What if you don't play 4th edition? Well, it's not a whole lot of use in that case. The maps are fairly simple and the feature notes include DC's for climbing up on things or breaking things that could be used with 3E characters. The monsters would have to be replaced though, so some of the utility of the book would be lost but the maps and the concepts might be enough of a head start to make it easier than doing your own from scratch. For 1E or 2E DM's there isn't much here. The concept, though, is very good and there's no reason it couldn't be used to make up a similar product for 1E/2E.

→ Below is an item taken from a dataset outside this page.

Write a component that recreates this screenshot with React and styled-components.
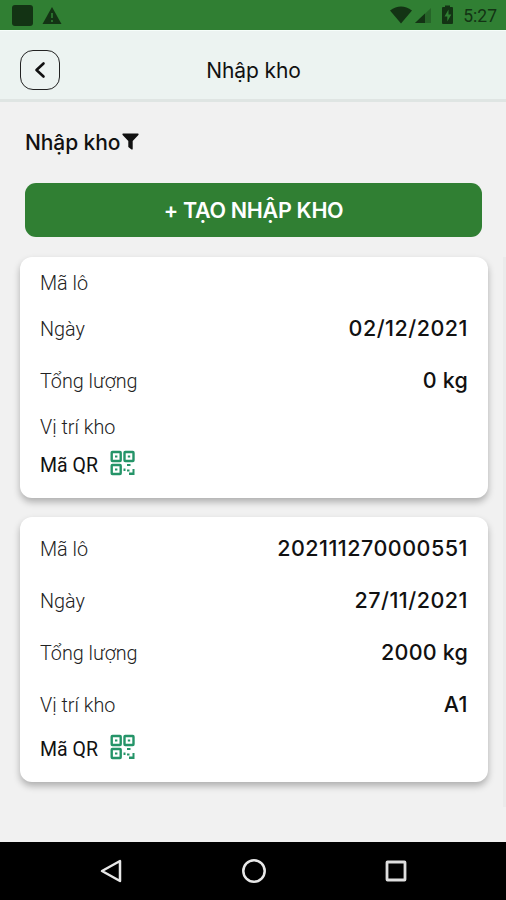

This book is a godsend for my own 4E campaign which is set in Phlan and inspired by the old Gold Box game. In that game the main adventuring area is the city itself but there are several small adventures set outside of the city and I have been debating how to incorporate them into the campaign. I don't want them to replace big chunks of my carefully designed city zones but I want players to have the option to head outside of the city -especially those who remember the old game - and look for trouble. They could also be used as XP catch-up missions for characters who sit out a session or two. So I was thinking of making up some set pieces of 1-5 encounters using the themes of the original - an orc lair, a lizardman lair,a wizard's laboratory, and others - but now I don't really have to as I have Dungeon Delve and I can place whatever I need depending on the level of the characters involved. I may still do the laboratory as it was a pretty big part of the original and I had already figured it in as one of my higher-level areas, but the other little side encounters will most likely be handled by adventures from this book. What higher praise can I give than I like it and expect to be using it in the next month or two. If you;re running a traditional campaign using 4E then it's an immediately useful book for you as a DM and it's something you will want in your toolkit.